In [1]:
import numpy as np 
import matplotlib.pyplot as plt 
import pytesseract
from PIL import Image
import cv2
import pandas as pd 
import skimage
from pathlib import Path

## Dataset paths and loading

In [2]:
from common import *

## Load image

In [5]:
%matplotlib qt

In [60]:
im_path = r"C:\Users\admpdi\Code\personal\CMP197\pid_detect\merged\peids_process-28.png"

im = cv2.imread(im_path)
plt.imshow(im)

<matplotlib.image.AxesImage at 0x271eadf2e50>

## Text Detection

In [52]:
from craft_text_detector import (
    load_craftnet_model,
    load_refinenet_model,
    get_prediction,
)

# load models
refine_net = load_refinenet_model(cuda=True)
craft_net = load_craftnet_model(cuda=True)

In [61]:
window = np.array(im.shape[:2])
n_windows = np.max( np.stack((np.ones((2,)), np.array(im.shape[:2])/1024)) , axis=0)

window = window/n_windows
wh, ww = window
sh, sw = (window/2).astype(int)

print("Windows:",(wh, ww))
print("Stride:",(sh, sw))

Windows: (1024.0, 1024.0)
Stride: (512, 512)


In [62]:
from skimage.util import view_as_windows

def windows_to_image(windows_view):
    t_blocks = windows_view[::2,::2]
    return np.hstack(np.hstack((t_blocks)))

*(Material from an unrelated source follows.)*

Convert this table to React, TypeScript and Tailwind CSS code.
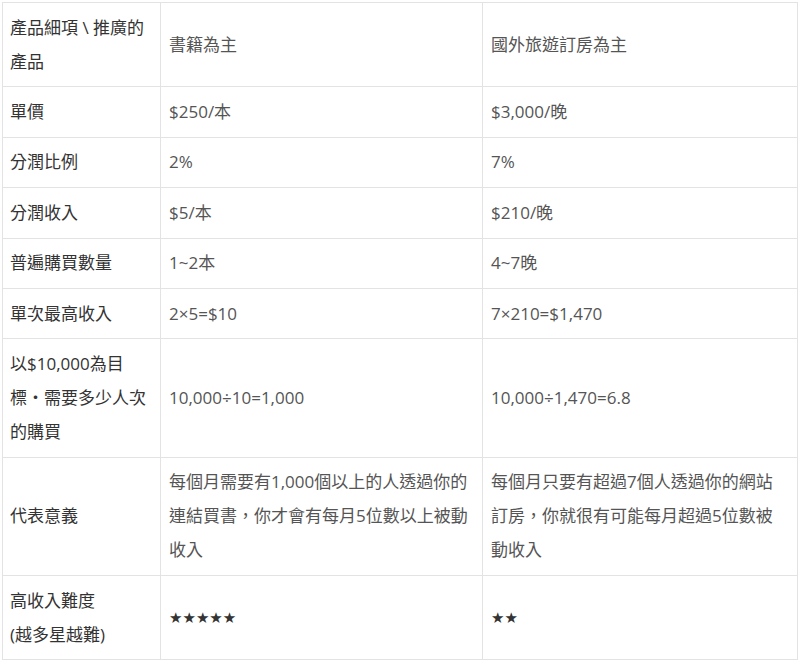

gray = cv2.cvtColor(im, cv2.COLOR_BGR2GRAY)
t, thresh = cv2.threshold(gray, 0, 255, cv2.THRESH_BINARY_INV | cv2.THRESH_OTSU)
t = view_as_windows(thresh, (wh,ww), (sh,sw))

offsets = np.zeros((*t.shape[:2],2))
for i in range(t.shape[0]):
    for j in range(t.shape[1]):
        offsets[i,j] = (sw*j, sh*i)

# plt.imshow(thresh)
# plt.plot(offsets.reshape(-1,2)[:,0],offsets.reshape(-1,2)[:,1],"rx")

plt.imshow(t[-1,-1])
t.shape

(5, 8, 1024, 1024)

In [63]:
outputs = []
for window in t.reshape(-1,int(wh),int(ww)):
    prediction_result = get_prediction(
        image=window,
        craft_net=craft_net,
        refine_net=refine_net,
        cuda=True,
        poly=False
    )
    outputs.append(prediction_result)

In [64]:
fig, axs = plt.subplots(1,2, sharex=True, sharey=True)
# plt.imshow(thresh)
draw1 = cv2.cvtColor(thresh,cv2.COLOR_GRAY2RGB)
draw2 = cv2.cvtColor(thresh,cv2.COLOR_GRAY2RGB)


offs_boxes = []
for offs, output in zip(offsets.reshape(-1,2), outputs):
    if len(output["boxes"])>0:
        boxes = output["boxes"] + offs

        offs_boxes.append(boxes)
        draw1 = cv2.drawContours(draw1,boxes[...,np.newaxis,:].astype(int),-1, (0,0,0), thickness=-1)
        draw2 = cv2.drawContours(draw2,boxes[...,np.newaxis,:].astype(int),-1, (255,0,0), thickness=2)

axs[0].imshow(draw1)
axs[1].imshow(draw2)

<matplotlib.image.AxesImage at 0x271eb024a30>

In [66]:
def windows_to_image(windows_view):
    t_blocks = windows_view[::2,::2]
    return np.hstack(np.hstack((t_blocks)))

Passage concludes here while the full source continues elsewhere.